I like the last part about prepping employees for their next venture, even if externally. Let’s face it, if there’s no room for advancement the employee will leave. However they may be inclined to stay longer if they’re learning skills that will put them at an advantage at their next job, and when you feel like a company cares, you care.

Paul Wolf

You raise a good question Tayo. At the local government level we need county executives, mayors, and town supervisors who select department heads based on their talents and skills and not their political connections or political skills.

The tone for all of these items starts at the top. Frequently someone can become a Mayor without any real management experience. Being a state senator or some other elected position does not make one qualified to oversee multiple departments and large numbers of employees. Then when people focused on politics and without management experience select department heads, using the same criteria, you create the mess that exists in most government offices.
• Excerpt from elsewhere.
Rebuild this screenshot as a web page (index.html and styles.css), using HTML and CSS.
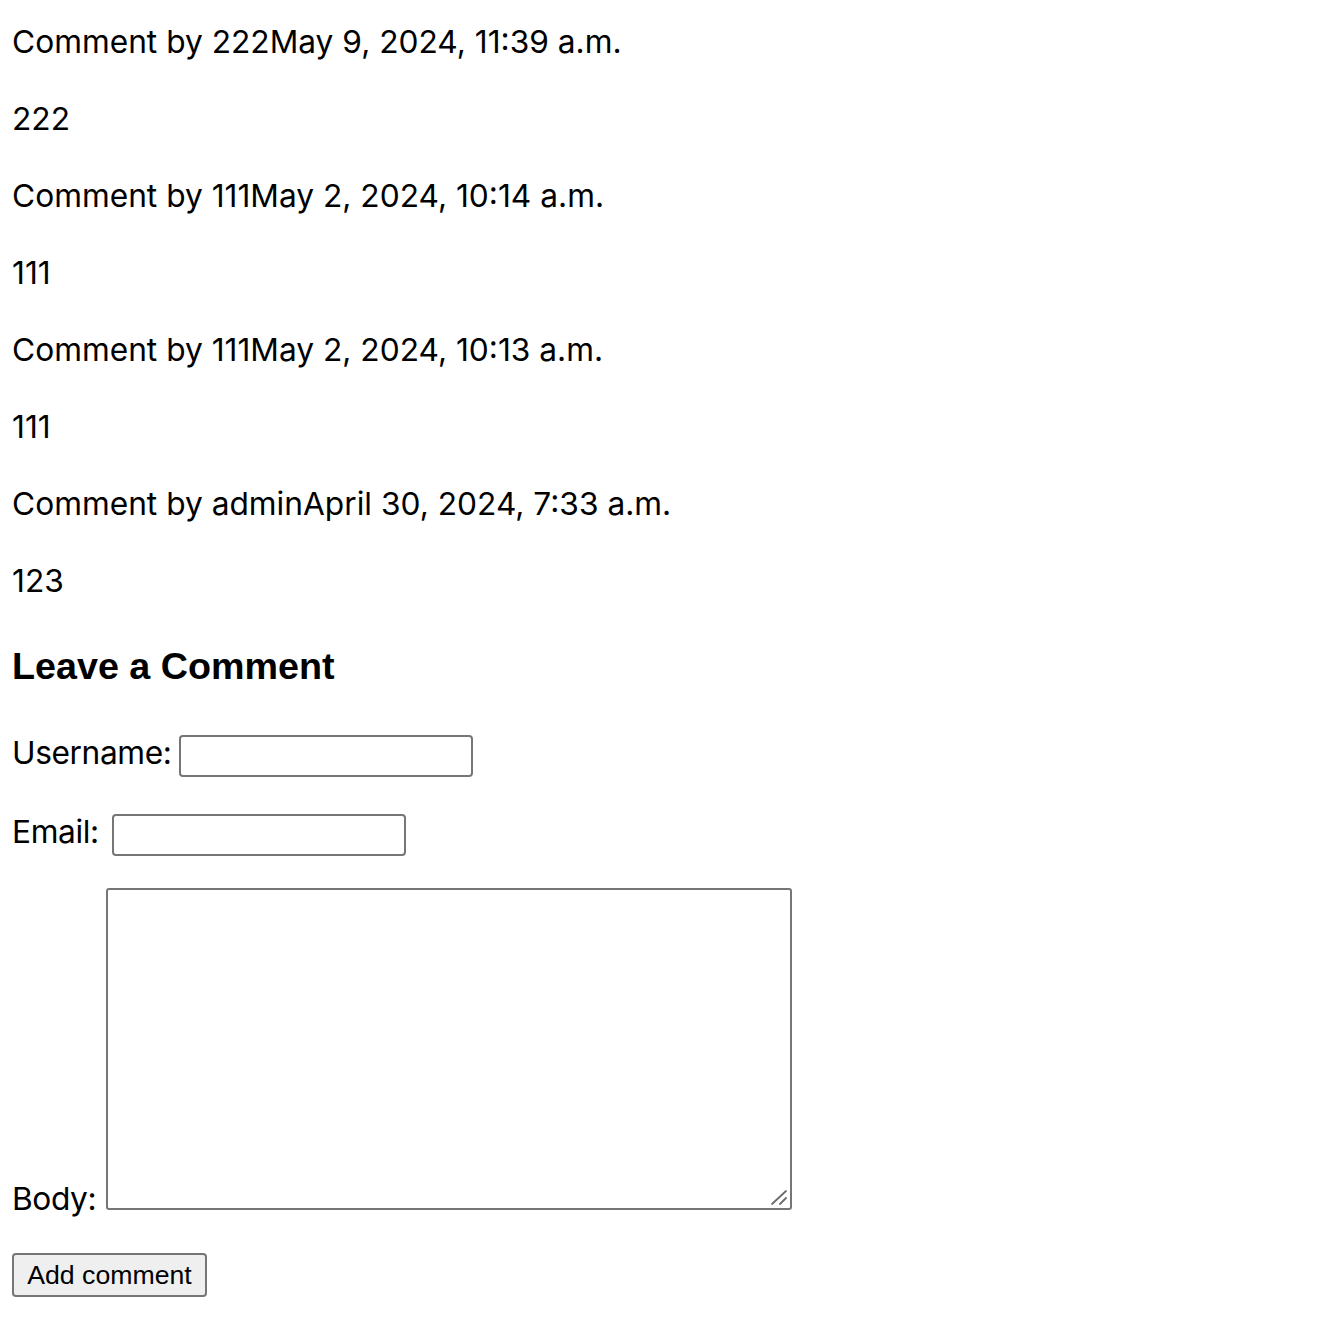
FILE: index.html
```html
<!DOCTYPE html>
<html lang="en">
<head>
<meta charset="utf-8">
<title>Comments</title>
<link rel="stylesheet" href="styles.css">
</head>
<body>
<div class="page">
  <section class="comments">
    <div class="comment">
      <p class="meta">Comment by 222<span class="date">May 9, 2024, 11:39 a.m.</span></p>
      <p class="text">222</p>
    </div>
    <div class="comment">
      <p class="meta">Comment by 111<span class="date">May 2, 2024, 10:14 a.m.</span></p>
      <p class="text">111</p>
    </div>
    <div class="comment">
      <p class="meta">Comment by 111<span class="date">May 2, 2024, 10:13 a.m.</span></p>
      <p class="text">111</p>
    </div>
    <div class="comment">
      <p class="meta">Comment by admin<span class="date">April 30, 2024, 7:33 a.m.</span></p>
      <p class="text">123</p>
    </div>
  </section>

  <h2 class="form-title">Leave a Comment</h2>
  <form class="comment-form">
    <p class="row row-user"><label class="label" for="name">Username:</label><input class="field" type="text" id="name"></p>
    <p class="row row-email"><label class="label" for="email">Email:</label><input class="field" type="email" id="email"></p>
    <p class="row row-body"><label class="label label-body" for="body">Body:</label><span class="area-wrap"><textarea class="area" id="body"></textarea><svg class="grip" width="20" height="20" viewBox="0 0 20 20" aria-hidden="true"><path d="M2 16 L16 3 M10 16 L16 10" stroke="#6b6b6b" stroke-width="1.8" fill="none" stroke-linecap="round"/></svg></span></p>
    <button class="submit" type="button">Add comment</button>
  </form>
</div>
</body>
</html>
```
FILE: styles.css
```css
html, body {
  margin: 0;
  padding: 0;
  background: #ffffff;
}

.page {
  padding: 19px 12px 0;
  font-family: Inter, "Liberation Sans", sans-serif;
  font-size: 31.7px;
  line-height: 45px;
  color: #000000;
}

.comments p {
  margin: 0 0 32px;
}

.form-title {
  margin: 42px 0 0;
  font-family: "Liberation Sans", Arial, sans-serif;
  font-size: 37.7px;
  line-height: 43px;
  font-weight: bold;
}

.comment-form {
  margin: 0;
}

.row {
  display: flex;
  align-items: center;
  margin: 0;
}

.row-user {
  margin-top: 47px;
  gap: 8px;
}

.row-email {
  margin-top: 37px;
  gap: 13px;
}

.row-body {
  margin-top: 32px;
  align-items: flex-end;
  gap: 10px;
}

.label {
  line-height: 36px;
  margin-bottom: 6px;
  letter-spacing: -0.4px;
}

.label-body {
  line-height: 32px;
  margin-bottom: -5px;
}

.field {
  box-sizing: border-box;
  width: 294px;
  height: 42px;
  margin: 0;
  padding: 2px 4px;
  border: 2px solid #767676;
  border-radius: 4px;
  background: #ffffff;
  font-family: "Liberation Sans", Arial, sans-serif;
  font-size: 26.67px;
}

.area-wrap {
  position: relative;
  display: block;
  width: 686px;
  height: 322px;
}

.area {
  box-sizing: border-box;
  display: block;
  width: 686px;
  height: 322px;
  margin: 0;
  padding: 4px;
  border: 2px solid #767676;
  border-radius: 3px;
  background: #ffffff;
  font-family: "Liberation Mono", monospace;
  font-size: 26.67px;
  resize: none;
}

.grip {
  position: absolute;
  right: 2px;
  bottom: 2px;
}

.submit {
  box-sizing: border-box;
  display: block;
  width: 195px;
  height: 44px;
  margin: 43px 0 0;
  padding: 0;
  border: 2px solid #767676;
  border-radius: 4px;
  background: #efefef;
  color: #000000;
  font-family: "Liberation Sans", Arial, sans-serif;
  font-size: 26.67px;
  line-height: 36px;
}
```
All that being said I support a City Manager form of government where a educated skilled professional runs the day to day operation with the authority to select department heads. A professional City Manager makes decisions based on qualifications and not based on obtaining votes or campaign dollars.

Joe Williams

It starts with the first leader in the chain, whether at the top or a first line supervisor, to create the environment of freedom, consistency, expectations, etc. When positive results become apparent, it will start a cascade of of others doing it, or being replaced by others who will. I’m convinced that this is the case – no degree of wishing on behalf of employees or sending leaders to charm school compares with the first leader actually doing it.

Pat Fiorenza

I really like this list – and agree with Joe’s comments below. I would add how important #3 mission is, setting the right course and making it known to the team. It’s always frustrating working on a project without really know what the end goal is, or why you’re working on it. People need to know that work has impact, and to know the impact – need to have the mission nailed down. Great points.

Noha Gaber

Nice list! I’ll add one more thing, and please feel free to file it under “Duh, goes without saying”…

#9. Colleagues with a basic level of professional skills. So while I totally agree that we need to work as a team and help each other out, when my work starts to get impacted because I have to spend a lot of time teaching other colleagues how to properly use the calendar scheduling feature, or track changes in Word, or have to redo someone else’s work because the report wasn’t presented in a logical, coherent fashion or ….you get the idea…it’s demoralizing.